Knapp weaves this sort of compelling background detail into a narrative that nevertheless remains firmly focused on Yousif’s family and friends, including Basman, his brother; Taghrid, his mother, the widow of Abu Yousif, his father; and Wadid and Jonah, his uncles; Sisters Hannah and Salama, of the Little Sisters of Jesus in Ankawa; and Petros Mouche, the Bishop of Qaraqosh. Once Knapp returns to Germany we meet other Iraqi and Syrian families who have also suffered dispossession and exile. All of them tell harrowing tales of murders and rapes committed by ISIL, but they also describe the ways in which the American and British invasion of Iraq in 2003 set the entire tragedy in motion.
In 2003, there were 1.4 million Christians in Iraq. Today, fewer than 300,000 remain, and most of those are little more than refugees in their own country. As we now know, there was an insignificant Islamist movement in Iraq before the war. In fact, the government of Saddam Hussein – like that of Bashar Al-Assad in Syria – was considered friendly to Christians. The Islamist demon was created by the killing and chaos that followed the American invasion, and fueled by the inevitable insurgency that came next. First there was the group al-Qaeda in Iraq, and later the even more murderous – if such a thing is possible – ISIL, which was born in the network of American and British prison camps. In its hubris, the United States sowed the wind in Iraq and Syria, but it is Syriac Christianity that has reaped the whirlwind.

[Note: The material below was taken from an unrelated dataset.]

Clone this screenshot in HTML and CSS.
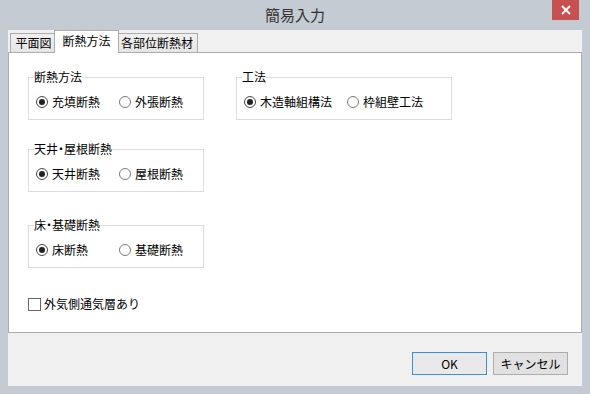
FILE: index.html
```html
<!DOCTYPE html>
<html lang="ja">
<head>
<meta charset="utf-8">
<title>簡易入力</title>
<link rel="stylesheet" href="styles.css">
</head>
<body>
<div class="window">
  <div class="titlebar">
    <div class="title">簡易入力</div>
    <div class="close">
      <svg width="10" height="10" viewBox="0 0 10 10"><path d="M1 1 L9 9 M9 1 L1 9" stroke="#fff" stroke-width="1.8" fill="none"/></svg>
    </div>
  </div>
  <div class="client">
    <div class="tabs">
      <div class="tab t1">平面図</div>
      <div class="tab t2 active">断熱方法</div>
      <div class="tab t3">各部位断熱材</div>
    </div>
    <div class="panel">
      <div class="col">
        <fieldset class="group narrow">
          <legend>断熱方法</legend>
          <div class="row">
            <label class="radio on w83"><span class="ring"></span>充填断熱</label>
            <label class="radio"><span class="ring"></span>外張断熱</label>
          </div>
        </fieldset>
        <fieldset class="group narrow g2">
          <legend class="half">天井・屋根断熱</legend>
          <div class="row">
            <label class="radio on w83"><span class="ring"></span>天井断熱</label>
            <label class="radio"><span class="ring"></span>屋根断熱</label>
          </div>
        </fieldset>
        <fieldset class="group narrow g3">
          <legend class="half">床・基礎断熱</legend>
          <div class="row">
            <label class="radio on w83"><span class="ring"></span>床断熱</label>
            <label class="radio"><span class="ring"></span>基礎断熱</label>
          </div>
        </fieldset>
        <label class="check"><span class="box"></span>外気側通気層あり</label>
      </div>
      <div class="col">
        <fieldset class="group wide">
          <legend>工法</legend>
          <div class="row">
            <label class="radio on w103"><span class="ring"></span>木造軸組構法</label>
            <label class="radio"><span class="ring"></span>枠組壁工法</label>
          </div>
        </fieldset>
      </div>
    </div>
    <div class="footer">
      <button class="btn ok">OK</button>
      <button class="btn">キャンセル</button>
    </div>
  </div>
</div>
</body>
</html>
```
FILE: styles.css
```css
* { box-sizing: border-box; }
body {
  margin: 0;
  background: #c5cbd3;
  font-family: "Noto Sans CJK JP", sans-serif;
  font-size: 12px;
  color: #000;
}
.window {
  width: 590px;
  height: 394px;
  background: #c5cbd3;
  display: flex;
  flex-direction: column;
}
.titlebar {
  height: 30px;
  display: grid;
  grid-template-columns: 1fr auto 1fr;
  padding: 0 11px;
}
.title {
  grid-column: 2;
  font-size: 15px;
  line-height: 30px;
  color: #333;
}
.close {
  grid-column: 3;
  justify-self: end;
  width: 27px;
  height: 20px;
  background: #c75050;
  display: flex;
  align-items: center;
  justify-content: center;
}
.client {
  margin: 0 8px;
  height: 356px;
  background: #f0f0f0;
  display: flex;
  flex-direction: column;
}
.tabs {
  height: 22px;
  display: flex;
  align-items: flex-end;
  padding-left: 2px;
}
.tab {
  height: 19px;
  padding: 0;
  text-align: center;
  border: 1px solid #acacac;
  border-bottom: 0;
  background: linear-gradient(#f0f0f0, #e5e5e5);
  line-height: 18px;
  margin-left: -1px;
  white-space: nowrap;
}
.tab:first-child { margin-left: 0; }
.t1 { width: 47px; }
.t2 { width: 61px; }
.t3 { width: 82px; }
.tab.active {
  width: 65px;
  height: 23px;
  margin: 0 -2px -1px -3px;
  background: #fff;
  line-height: 20px;
  position: relative;
  z-index: 2;
}
.panel {
  height: 281px;
  border: 1px solid #acacac;
  background: #fff;
  display: flex;
  gap: 32px;
  padding: 17px 0 0 19px;
}
.col {
  display: flex;
  flex-direction: column;
  align-items: flex-start;
}
.group {
  margin: 0;
  border: 1px solid #dcdcdc;
  padding: 0 0 0 7px;
  height: 50px;
  min-width: 0;
}
.group.narrow { width: 176px; }
.group.wide { width: 216px; }
.group.g2 { margin-top: 22px; }
.group.g3 { margin-top: 26px; }
.group legend {
  padding: 0;
  margin-left: -2px;
  line-height: 14px;
  font-size: 12px;
}
.group legend.half { font-feature-settings: "halt"; }
.row {
  display: flex;
  align-items: center;
  height: 14px;
  margin-top: 11px;
}
.radio {
  display: inline-flex;
  align-items: center;
  line-height: 14px;
  white-space: nowrap;
}
.w83 { width: 83px; }
.w103 { width: 103px; }
.ring {
  width: 12px;
  height: 12px;
  border-radius: 50%;
  border: 1px solid #7a7a7a;
  background: #fff;
  margin-right: 4px;
  display: flex;
  align-items: center;
  justify-content: center;
}
.radio.on .ring { border-color: #4a4a4a; }
.radio.on .ring::after {
  content: "";
  width: 6px;
  height: 6px;
  border-radius: 50%;
  background: #222;
}
.check {
  margin-top: 29px;
  display: inline-flex;
  align-items: center;
  line-height: 14px;
}
.check .box {
  width: 13px;
  height: 13px;
  border: 1px solid #666;
  background: #fff;
  margin-right: 3px;
}
.footer {
  flex: 1;
  display: flex;
  justify-content: flex-end;
  align-items: flex-start;
  padding: 19px 14px 0 0;
  gap: 6px;
}
.btn {
  width: 75px;
  height: 23px;
  padding: 0;
  font-family: "Noto Sans CJK JP", sans-serif;
  font-size: 12px;
  color: #000;
  border: 1px solid #adadad;
  background: #e1e1e1;
}
.btn.ok {
  border-color: #3c8fdb;
  background: #e9e9e9;
}
```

It’s useful to point out here that the term “Syriac” doesn’t refer to the nation of Syria. It is an ethnoliguistic category delimited by use of the language Jesus spoke: Aramaic. Andreas Knapp explains:
‘Eli, Eli, lema sabachthani?’ When a refugee from Qaraqosh speaks these words, they are not simply quoting from the Bible in a foreign language, but uttering a cri de coeur in their native Aramaic: ‘My God, my God, why have you forsaken me?’ And when a father nags his young daughter to get out of bed and go to school, he will say, ‘Talitha cumi!’ (literally, ‘little girl, I say to you, get up!’) – the same words spoken by Jesus when he brought a dead girl back to life. The authors of the New Testament preserved the original expression, handing it down for posterity like a precious linguistic relic, and Jesus’ Aramaic mother tongue also because that of many Middle Eastern Christians for centuries.
As Knapp shows, the “last Christians” in the Middle East have a lot to teach us. Despite, or perhaps because of, centuries of persecution and social isolation, they have preserved a strong sense of Christian identity, a vibrant community and culture, and a linguistic and liturgical tradition that stretches back 2,000 years. They have also preserved the original Christian commitment to nonviolence, something we in the West largely abandoned as soon as Theodosius I made Christianity the state religion of Rome.
On another visit, I ask Fadi how they reacted to the violence they experienced in Aleppo. Fadi is trying hard to learn German but is still struggling, so Rahima translates my question: ‘When you were threatened by the terrorists, or your brother-in-law was killed, how did you respond?’
There is a brief flash of fire in Fadi’s eyes. ‘If only we could fight back!’ he answers, miming the action of shooting a gun. Then he shakes his head. ‘But we are forbidden.’ He points to heaven with a single word, ‘Jesus …’
… Preoccupied as I am with the question of nonviolence, I ask Yousif too: ‘What’s the attitude of Christians in Iraq toward weapons and violence?’
We reject the use of arms. When my uncle was called up for military service, he suffered terribly. He was sent directly to the front in the war against Iran, but he always aimed into the distance, asking the Holy Virgin to send the bullet astray.’
‘Even in the current situation,’ Yousif adds, ‘where Christians like us are being driven out of our towns and villages after eighteen or nineteen hundred years, armed resistance is still not an option for us. We have never fought a war here.’
This will sound strange, but what shines through in The Last Christians is the beautiful innocence of the Syriac Christians. No, it’s not the innocence of naïfs who’ve never experienced the sorrows of the world, or of unsophisticated rubes who’ve never experienced the world’s pleasures. It is the innocence of people for whom Jesus is alive and very present. Come to think of it, maybe that’s not innocence at all. Maybe it just looks that way to hollowed out, compromised, self-satisfied Western Christians like me. Maybe what looks to us like innocence is really just faith.
Whether in Mosul or Tur Abdin, Damascus or Ma’loula, these places where the firstChristians once gather and prayed in Aramaic right now be inhabited by the last Christians to do so. I am reminded of an Aramaic expression, a cry for help uttered by the oppressed early Christians: ‘Maranatha!’ – ‘Come, O Lord!’